$a,b$ are elements of the group $G$. Why $|ba|\leq |ab|$ in the following scenario? A scenario:
The order, $n$, of $ab$ (and hence, by definition, the order of the cyclic subgroup $\langle ab\rangle$) is finite (thus, the order of $ba$ is finite). Then $(ab)^n=e$. So 
$(ab)^n=\overbrace{(ab)\cdots (ab)}^{n \text{ times}}=a\overbrace{(ba)\cdots (ba)}^{(n-1)\text{ times}}b=a(ba)^{n-1}b=e\Rightarrow (ba)^{n-1}=(ba)^{-1}\Rightarrow (ba)^n=e.$
Therefore, $|ba|\stackrel{*}{\leq} |ab|$. 
Why $*$? Can't we say directly that $(ab)^n=e=(ba)^n$?
 A: I think it's because you have shown that if the order of $ab$ is $n$, then $(ba)^n=e$. This is not the same as concluding that the order of $ba$ is $n$. For that to be the case, it must also be shown that no smaller power will also do the job. I think you can only conclude that the order of $ba$ divides $n$.

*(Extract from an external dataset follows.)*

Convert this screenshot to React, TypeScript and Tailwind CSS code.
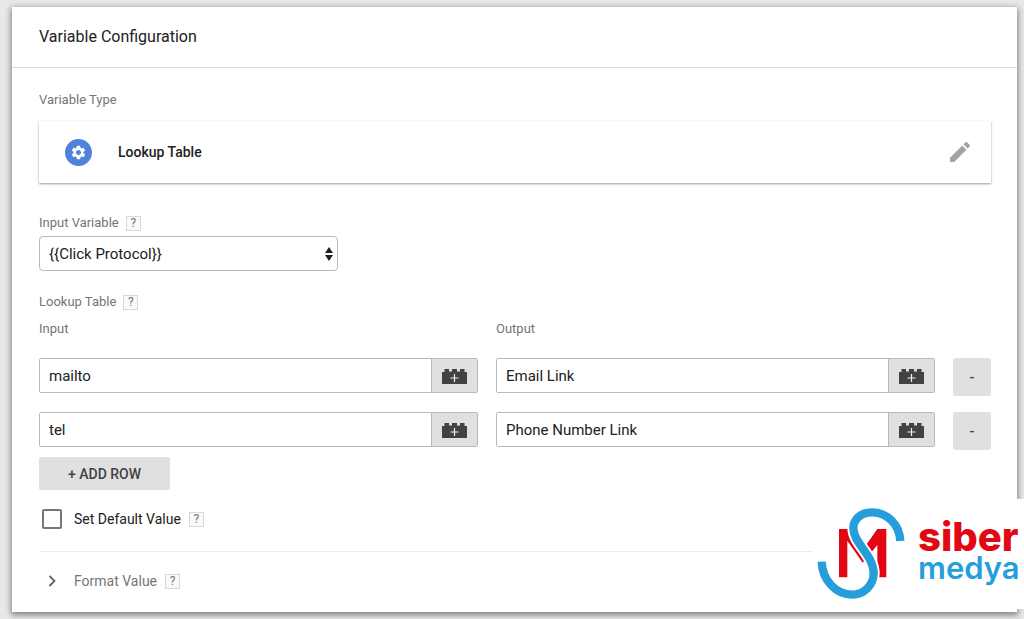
import { useState } from "react";

const initialRows = [
  { input: "mailto", output: "Email Link" },
  { input: "tel", output: "Phone Number Link" },
];

function Help({ topic }: { topic: string }) {
  return (
    <button
      type="button"
      aria-label={`Help: ${topic}`}
      className="flex size-[15px] items-center justify-center border border-[#d8d8d8] bg-[#fafafa] text-xs leading-none text-[#757575]"
    >
      ?
    </button>
  );
}

function GearIcon() {
  return (
    <svg viewBox="0 0 24 24" className="size-[17px]" fill="#fff" aria-hidden="true">
      <path d="M19.14 12.94c.04-.3.06-.61.06-.94 0-.32-.02-.64-.07-.94l2.03-1.58c.18-.14.23-.41.12-.61l-1.92-3.32c-.12-.22-.37-.29-.59-.22l-2.39.96c-.5-.38-1.03-.7-1.62-.94l-.36-2.54c-.04-.24-.24-.41-.48-.41h-3.84c-.24 0-.43.17-.47.41l-.36 2.54c-.59.24-1.13.57-1.62.94l-2.39-.96c-.22-.08-.47 0-.59.22L2.74 8.87c-.12.21-.08.47.12.61l2.03 1.58c-.05.3-.09.63-.09.94s.02.64.07.94l-2.03 1.58c-.18.14-.23.41-.12.61l1.92 3.32c.12.22.37.29.59.22l2.39-.96c.5.38 1.03.7 1.62.94l.36 2.54c.05.24.24.41.48.41h3.84c.24 0 .44-.17.47-.41l.36-2.54c.59-.24 1.13-.56 1.62-.94l2.39.96c.22.08.47 0 .59-.22l1.92-3.32c.12-.22.07-.47-.12-.61l-2.01-1.58zM12 15.6c-1.98 0-3.6-1.62-3.6-3.6s1.62-3.6 3.6-3.6 3.6 1.62 3.6 3.6-1.62 3.6-3.6 3.6z" />
    </svg>
  );
}

function PencilIcon() {
  return (
    <svg viewBox="3 3 18 18" className="size-5" fill="#a3a3a3" aria-hidden="true">
      <path d="M3 17.25V21h3.75L17.81 9.94l-3.75-3.75L3 17.25zM20.71 7.04c.39-.39.39-1.02 0-1.41l-2.34-2.34c-.39-.39-1.02-.39-1.41 0l-1.83 1.83 3.75 3.75 1.83-1.83z" />
    </svg>
  );
}

function BrickIcon() {
  return (
    <svg viewBox="0 0 25 16" className="h-4 w-[25px]" aria-hidden="true">
      <path
        fill="#424242"
        d="M0 4H2.500V1H7V3.500H10V1H15V3.500H18V1H22.500V4H25V16H0z"
      />
      <path d="M12.500 6v8M8.500 10h8" stroke="#f0f0f0" strokeWidth="1.200" />
    </svg>
  );
}

function VariableField({
  label,
  value,
  onChange,
}: {
  label: string;
  value: string;
  onChange: (v: string) => void;
}) {
  return (
    <div className="flex h-[35px] rounded-xs border border-[#b9b9b9]">
      <input
        aria-label={label}
        value={value}
        onChange={(e) => onChange(e.target.value)}
        className="min-w-0 flex-1 bg-white px-[9px] pt-0.5 text-[15px] text-[#212121] outline-none"
      />
      <button
        type="button"
        aria-label={`Choose variable for ${label}`}
        className="flex w-[46px] items-center justify-center border-l border-[#b9b9b9] bg-[#e0e0e0]"
      >
        <BrickIcon />
      </button>
    </div>
  );
}

function Logo() {
  return (
    <div className="absolute right-0 bottom-2.5 flex h-[110px] w-[211px] items-center bg-white pb-0.5 pl-1">
      <svg viewBox="39 51 264 279" className="h-[93px] w-[88px] shrink-0" fill="none" aria-hidden="true">
        <path
          fill="#e30613"
          d="M105 262V117H132L176 180L220 117H247V262H220V165L176 218L130 152V262Z"
        />
        <path
          stroke="#fff"
          strokeWidth="36"
          d="M205 67C165 67 148 92 148 115C148 160 209 195 209 250C209 285 180 314 145 314"
        />
        <path
          stroke="#259fdc"
          strokeWidth="25"
          d="M289 153C287 105 250 67 205 67C165 67 148 92 148 115C148 160 209 195 209 250C209 285 180 314 145 314C95 314 55 270 53 215"
        />
      </svg>
      <div className="flex flex-col pl-[13px] font-['Inter',sans-serif]">
        <span className="text-[40px] leading-[30px] font-extrabold text-[#e30613]">siber</span>
        <span className="text-[31px] leading-8 font-semibold text-[#259fdc]">medya</span>
      </div>
    </div>
  );
}

export default function App() {
  const [rows, setRows] = useState(initialRows);
  const update = (i: number, key: "input" | "output", v: string) =>
    setRows(rows.map((r, n) => (n === i ? { ...r, [key]: v } : r)));

  return (
    <div className="relative bg-[#e8e8e8] pt-[7px] pr-[7px] pb-[7px] pl-3 font-['Roboto',sans-serif] text-[#757575]">
      <main className="bg-white shadow-[0_2px_6px_1px_rgba(0,0,0,0.45)]">
        <header className="flex h-[61px] items-center border-b border-[#dcdcdc] px-[27px]">
          <h1 className="text-base text-[#212121]">Variable Configuration</h1>
        </header>

        <div className="pt-[22px] pr-[26px] pb-5 pl-[27px]">
          <h2 className="text-[13px] leading-5">Variable Type</h2>
          <section className="mt-[11px] flex h-[62px] items-center bg-white px-[26px] shadow-[0_1px_2px_rgba(0,0,0,0.4)]">
            <span className="flex size-[27px] items-center justify-center rounded-full bg-[#4f82dc]">
              <GearIcon />
            </span>
            <span className="flex-1 pl-[26px] text-sm font-medium text-[#212121]">Lookup Table</span>
            <button type="button" aria-label="Edit variable type" className="-mr-[5px]">
              <PencilIcon />
            </button>
          </section>

          <div className="mt-[30px] flex items-center gap-[7px] text-[13px] leading-5">
            <label htmlFor="input-variable">Input Variable</label>
            <Help topic="Input Variable" />
          </div>
          <div className="relative mt-[3px] w-[299px]">
            <select
              id="input-variable"
              className="h-[35px] w-full appearance-none rounded border border-[#b9b9b9] bg-white px-[9px] pt-0.5 text-[15px] text-[#212121]"
            >
              <option>{"{{Click Protocol}}"}</option>
            </select>
            <svg
              viewBox="0 0 8 14"
              className="pointer-events-none absolute top-[11px] right-[5px] h-3.5 w-2"
              fill="#212121"
              aria-hidden="true"
            >
              <path d="M4 0L8 6H0zM4 14L0 8H8z" />
            </svg>
          </div>

          <div className="mt-[21px] flex items-center gap-[7px] text-[13px] leading-5">
            <h2>Lookup Table</h2>
            <Help topic="Lookup Table" />
          </div>

          <table className="mt-[7px] w-full table-fixed">
            <thead>
              <tr className="h-[39px] text-left align-top text-[13px] leading-5">
                <th className="font-normal">Input</th>
                <th className="font-normal">Output</th>
                <td className="w-[38px]" />
              </tr>
            </thead>
            <tbody>
              {rows.map((row, i) => (
                <tr key={i} className="h-[54px] align-top">
                  <td className="pr-[18px]">
                    <VariableField
                      label={`Input ${i + 1}`}
                      value={row.input}
                      onChange={(v) => update(i, "input", v)}
                    />
                  </td>
                  <td className="pr-[18px]">
                    <VariableField
                      label={`Output ${i + 1}`}
                      value={row.output}
                      onChange={(v) => update(i, "output", v)}
                    />
                  </td>
                  <td>
                    <button
                      type="button"
                      aria-label={`Remove row ${i + 1}`}
                      onClick={() => setRows(rows.filter((_, n) => n !== i))}
                      className="flex size-[38px] items-center justify-center rounded-xs bg-[#e0e0e0] text-sm font-medium text-[#424242]"
                    >
                      -
                    </button>
                  </td>
                </tr>
              ))}
            </tbody>
          </table>

          <button
            type="button"
            onClick={() => setRows([...rows, { input: "", output: "" }])}
            className="-mt-[9px] flex h-[33px] w-[131px] items-center justify-center rounded-xs bg-[#e0e0e0] text-sm font-medium text-[#424242]"
          >
            + ADD ROW
          </button>

          <div className="mt-[19px] flex items-center pl-[3px] leading-5">
            <input
              id="default-value"
              type="checkbox"
              className="size-5 appearance-none rounded-xs border-2 border-[#757575] bg-white checked:bg-[#4f82dc]"
            />
            <label htmlFor="default-value" className="pr-2 pl-3 text-sm leading-5 text-[#212121]">
              Set Default Value
            </label>
            <Help topic="Set Default Value" />
          </div>

          <div className="mt-[22px] flex items-center border-t border-[#ececec] pt-[19px] pb-px">
            <button type="button" className="flex items-center pr-2 pl-[9px] text-sm">
              <svg viewBox="0 0 8 12" className="mr-[18px] h-3 w-2" fill="none" aria-hidden="true">
                <path d="M1.500 1L6.500 6L1.500 11" stroke="#616161" strokeWidth="1.800" />
              </svg>
              Format Value
            </button>
            <Help topic="Format Value" />
          </div>
        </div>
      </main>
      <Logo />
    </div>
  );
}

After all, it is also true that $(ab)^{7n}=e$, but that doesn't mean that the order of $ab$ is $7n$, right?
A: It is true that $(ab)^n = e = (ba)^n$ but that doesn't mean that $n$ is the order of $(ba)$. We can only say that the order of $(ba)$ divides n. Since we don't know if $n$ is the smaller power $k$ such that $(ba)^k = e$.
To prove that $n$ is also the order of $ba$ you have to complete the proof. Let $k$ be the order of $(ba)$ then:
$(ba)^k=\overbrace{(ba)\cdots (ba)}^{k \text{ times}}=b\overbrace{(ab)\cdots (ab)}^{(k-1)\text{ times}}a=b(ab)^{k-1}a=e\Rightarrow (ab)^{k-1}=(ab)^{-1}\Rightarrow (ab)^k=e$.
Therefore $k$ divides the order of $(ab)$.
But if $k\vert n$ and $n\vert k$ then $n=k$.